- _Data provided_
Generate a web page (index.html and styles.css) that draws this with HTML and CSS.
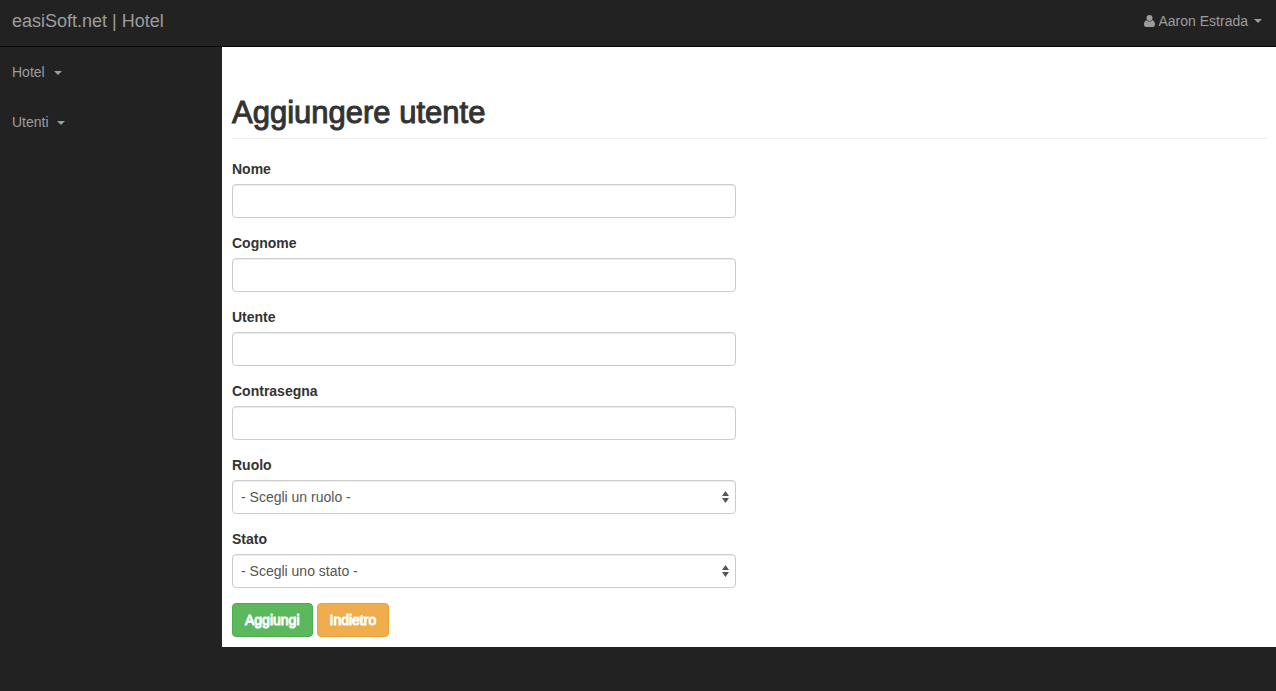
FILE: index.html
```html
<!DOCTYPE html>
<html lang="it">
<head>
<meta charset="utf-8">
<meta name="viewport" content="width=device-width, initial-scale=1">
<title>easiSoft.net | Hotel</title>
<link rel="stylesheet" href="styles.css">
</head>
<body>
<header class="navbar">
  <a class="brand" href="#">easiSoft.net | Hotel</a>
  <a class="user-menu" href="#">
    <svg class="user-icon" width="11" height="12" viewBox="0 0 11 12" aria-hidden="true"><circle cx="5.5" cy="3" r="3"/><path d="M2.6 5.2C.8 5.5 0 7.2 0 9.6 0 11.2 .9 12 2.2 12h6.600C10.100 12 11 11.200 11 9.600 11 7.200 10.200 5.500 8.400 5.200 7.700 6 6.700 6.500 5.500 6.500S3.300 6 2.600 5.200z"/></svg>
    <span>Aaron Estrada</span>
    <span class="caret"></span>
  </a>
</header>
<div class="layout">
  <nav class="sidebar">
    <a class="side-link" href="#">Hotel <span class="caret"></span></a>
    <a class="side-link" href="#">Utenti <span class="caret"></span></a>
  </nav>
  <main class="content">
    <h1 class="page-title">Aggiungere utente</h1>
    <form class="user-form">
      <div class="field"><label for="nome">Nome</label><input class="control" id="nome" type="text"></div>
      <div class="field"><label for="cognome">Cognome</label><input class="control" id="cognome" type="text"></div>
      <div class="field"><label for="utente">Utente</label><input class="control" id="utente" type="text"></div>
      <div class="field"><label for="contrasegna">Contrasegna</label><input class="control" id="contrasegna" type="password"></div>
      <div class="field">
        <label for="ruolo">Ruolo</label>
        <div class="select-box">
          <select class="control" id="ruolo"><option>- Scegli un ruolo -</option></select>
          <svg class="select-arrows" width="7" height="12" viewBox="0 0 7 12" aria-hidden="true"><path d="M3.5 0L7 5H0zM0 7h7l-3.500 5z"/></svg>
        </div>
      </div>
      <div class="field">
        <label for="stato">Stato</label>
        <div class="select-box">
          <select class="control" id="stato"><option>- Scegli uno stato -</option></select>
          <svg class="select-arrows" width="7" height="12" viewBox="0 0 7 12" aria-hidden="true"><path d="M3.5 0L7 5H0zM0 7h7l-3.500 5z"/></svg>
        </div>
      </div>
      <div class="actions">
        <button class="btn btn-success" type="submit">Aggiungi</button>
        <button class="btn btn-warning" type="button">Indietro</button>
      </div>
    </form>
  </main>
</div>
</body>
</html>
```

FILE: styles.css
```css
* { box-sizing: border-box; }

body {
  margin: 0;
  background: #222;
  color: #333;
  font: 14px/20px "Liberation Sans", Arial, sans-serif;
}

a { color: #9d9d9d; text-decoration: none; }

.navbar {
  display: flex;
  justify-content: space-between;
  padding: 11px 14px 15px 12px;
  border-bottom: 1px solid #080808;
}

.brand { font-size: 18px; }

.user-menu { display: flex; align-items: center; gap: 4px; }
.user-icon { fill: #9d9d9d; }

.caret {
  display: inline-block;
  margin-left: 2px;
  vertical-align: middle;
  border-top: 4px solid #9d9d9d;
  border-right: 4px solid transparent;
  border-left: 4px solid transparent;
}

.layout { display: flex; align-items: flex-start; }

.sidebar { flex: 0 0 222px; }

.side-link { display: block; padding: 15px 12px; }
.side-link .caret { margin-left: 5px; }

.content {
  flex: 1;
  min-width: 0;
  padding: 49px 9px 10px 10px;
  background: #fff;
}

.page-title {
  margin: 0 0 20px;
  padding-bottom: 9px;
  border-bottom: 1px solid #eee;
  font-size: 31px;
  font-weight: 500;
  line-height: 33px;
  -webkit-text-stroke: 1px #333;
}

.user-form { width: 50%; padding-right: 14px; }

.field { margin-bottom: 15px; }

.field label {
  display: block;
  margin-bottom: 5px;
  font-weight: 700;
}

.control {
  display: block;
  width: 100%;
  height: 34px;
  padding: 6px 12px;
  border: 1px solid #ccc;
  border-radius: 4px;
  background: #fff;
  box-shadow: inset 0 1px 1px rgba(0, 0, 0, .075);
  color: #555;
  font: inherit;
}

.select-box { position: relative; }
.select-box .control { appearance: none; padding: 6px 8px; }

.select-arrows {
  position: absolute;
  top: 11px;
  right: 7px;
  fill: #555;
  pointer-events: none;
}

.actions { display: flex; gap: 4px; }

.btn {
  padding: 6px 12px;
  border: 1px solid;
  border-radius: 4px;
  color: #fff;
  font: inherit;
  -webkit-text-stroke: 1px #fff;
}

.btn-success { background: #5cb85c; border-color: #4cae4c; }
.btn-warning { background: #f0ad4e; border-color: #eea236; }
```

- _Task details_
Images should not appear in the copy; retype the listing above exactly.

- _Correct result_
Generate a web page (index.html and styles.css) that draws this with HTML and CSS.
FILE: index.html
```html
<!DOCTYPE html>
<html lang="it">
<head>
<meta charset="utf-8">
<meta name="viewport" content="width=device-width, initial-scale=1">
<title>easiSoft.net | Hotel</title>
<link rel="stylesheet" href="styles.css">
</head>
<body>
<header class="navbar">
  <a class="brand" href="#">easiSoft.net | Hotel</a>
  <a class="user-menu" href="#">
    <svg class="user-icon" width="11" height="12" viewBox="0 0 11 12" aria-hidden="true"><circle cx="5.5" cy="3" r="3"/><path d="M2.6 5.2C.8 5.5 0 7.2 0 9.6 0 11.2 .9 12 2.2 12h6.600C10.100 12 11 11.200 11 9.600 11 7.200 10.200 5.500 8.400 5.200 7.700 6 6.700 6.500 5.500 6.500S3.300 6 2.600 5.200z"/></svg>
    <span>Aaron Estrada</span>
    <span class="caret"></span>
  </a>
</header>
<div class="layout">
  <nav class="sidebar">
    <a class="side-link" href="#">Hotel <span class="caret"></span></a>
    <a class="side-link" href="#">Utenti <span class="caret"></span></a>
  </nav>
  <main class="content">
    <h1 class="page-title">Aggiungere utente</h1>
    <form class="user-form">
      <div class="field"><label for="nome">Nome</label><input class="control" id="nome" type="text"></div>
      <div class="field"><label for="cognome">Cognome</label><input class="control" id="cognome" type="text"></div>
      <div class="field"><label for="utente">Utente</label><input class="control" id="utente" type="text"></div>
      <div class="field"><label for="contrasegna">Contrasegna</label><input class="control" id="contrasegna" type="password"></div>
      <div class="field">
        <label for="ruolo">Ruolo</label>
        <div class="select-box">
          <select class="control" id="ruolo"><option>- Scegli un ruolo -</option></select>
          <svg class="select-arrows" width="7" height="12" viewBox="0 0 7 12" aria-hidden="true"><path d="M3.5 0L7 5H0zM0 7h7l-3.500 5z"/></svg>
        </div>
      </div>
      <div class="field">
        <label for="stato">Stato</label>
        <div class="select-box">
          <select class="control" id="stato"><option>- Scegli uno stato -</option></select>
          <svg class="select-arrows" width="7" height="12" viewBox="0 0 7 12" aria-hidden="true"><path d="M3.5 0L7 5H0zM0 7h7l-3.500 5z"/></svg>
        </div>
      </div>
      <div class="actions">
        <button class="btn btn-success" type="submit">Aggiungi</button>
        <button class="btn btn-warning" type="button">Indietro</button>
      </div>
    </form>
  </main>
</div>
</body>
</html>
```

FILE: styles.css
```css
* { box-sizing: border-box; }

body {
  margin: 0;
  background: #222;
  color: #333;
  font: 14px/20px "Liberation Sans", Arial, sans-serif;
}

a { color: #9d9d9d; text-decoration: none; }

.navbar {
  display: flex;
  justify-content: space-between;
  padding: 11px 14px 15px 12px;
  border-bottom: 1px solid #080808;
}

.brand { font-size: 18px; }

.user-menu { display: flex; align-items: center; gap: 4px; }
.user-icon { fill: #9d9d9d; }

.caret {
  display: inline-block;
  margin-left: 2px;
  vertical-align: middle;
  border-top: 4px solid #9d9d9d;
  border-right: 4px solid transparent;
  border-left: 4px solid transparent;
}

.layout { display: flex; align-items: flex-start; }

.sidebar { flex: 0 0 222px; }

.side-link { display: block; padding: 15px 12px; }
.side-link .caret { margin-left: 5px; }

.content {
  flex: 1;
  min-width: 0;
  padding: 49px 9px 10px 10px;
  background: #fff;
}

.page-title {
  margin: 0 0 20px;
  padding-bottom: 9px;
  border-bottom: 1px solid #eee;
  font-size: 31px;
  font-weight: 500;
  line-height: 33px;
  -webkit-text-stroke: 1px #333;
}

.user-form { width: 50%; padding-right: 14px; }

.field { margin-bottom: 15px; }

.field label {
  display: block;
  margin-bottom: 5px;
  font-weight: 700;
}

.control {
  display: block;
  width: 100%;
  height: 34px;
  padding: 6px 12px;
  border: 1px solid #ccc;
  border-radius: 4px;
  background: #fff;
  box-shadow: inset 0 1px 1px rgba(0, 0, 0, .075);
  color: #555;
  font: inherit;
}

.select-box { position: relative; }
.select-box .control { appearance: none; padding: 6px 8px; }

.select-arrows {
  position: absolute;
  top: 11px;
  right: 7px;
  fill: #555;
  pointer-events: none;
}

.actions { display: flex; gap: 4px; }

.btn {
  padding: 6px 12px;
  border: 1px solid;
  border-radius: 4px;
  color: #fff;
  font: inherit;
  -webkit-text-stroke: 1px #fff;
}

.btn-success { background: #5cb85c; border-color: #4cae4c; }
.btn-warning { background: #f0ad4e; border-color: #eea236; }
```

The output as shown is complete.